The prohibition against such insurance results from a ruling by the New Jersey Supreme Court in a lawsuit against the owners of a Secaucus shopping center, The Mall at Mill Creek. In that case, the Green Party of New Jersey had objected to having to pay the premium on an insurance policy, arguing that such a requirement is a violation of the constitutional right to freedom of speech.
But the owners of the shopping center had insisted that such insurance protected them, as private property owners, from lawsuits resulting from injuries that might occur during the leaflet distribution. So the owners required leaflet distributors to provide a valid certificate of insurance, including general liability insurance in the combined single limit of $1 million. Plus, the leaflet distributors must sign a "hold-harmless" agreement that would further protect the shopping center owners in case of an accident or any "act or omission" of the leaflet distributors.

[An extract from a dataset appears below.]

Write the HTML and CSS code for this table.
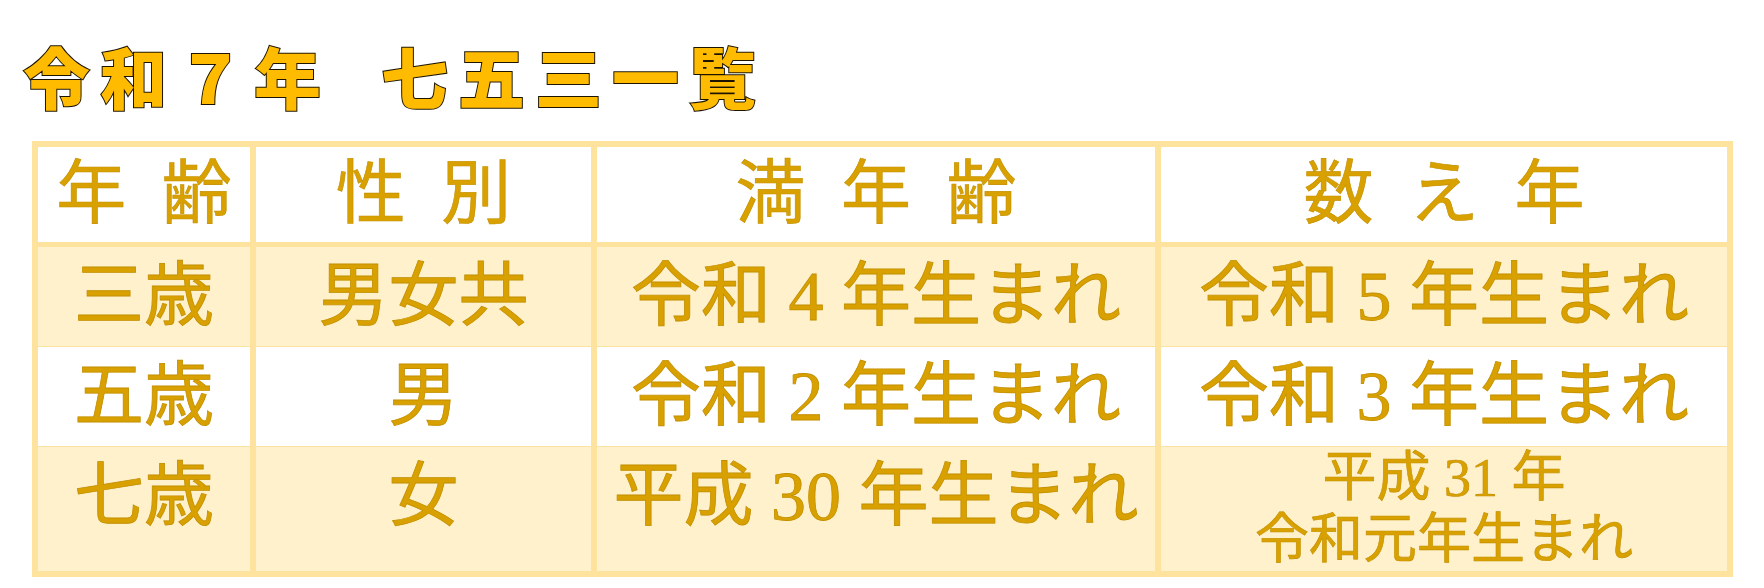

The Green Party learned that liability insurance for such an occasion would cost $665, and believing that the cost was too restrictive, it sued. Party members argued that shopping centers and regional malls have become primary sites for passing along vital information to voters about political issues and so should be receptive to party workers. Any restriction on such activities, they added, prevents the flow of information and public forum.
In ruling in favor of the Green Party, the New Jersey Supreme Court noted: "Expressive activities take many forms. It seems somewhat unfair to charge leafleteers for occasionally exercising expressive rights when skylarking teenagers, who accept the general invitation of the Mall and pursue expressive activities that would appear to pose a greater risk, are not asked to pay anything for that privilege."
In summing up, the justices ruled, "The mall owners' proofs on this record fall far short of demonstrating that the insurance requirements posed by them reasonably are required to achieve legitimate business objectives while preserving the leafleteers expressive rights. Because of that deficiency in its proofs, we have no alternative but to invalidate the conditions the mall owners have imposed."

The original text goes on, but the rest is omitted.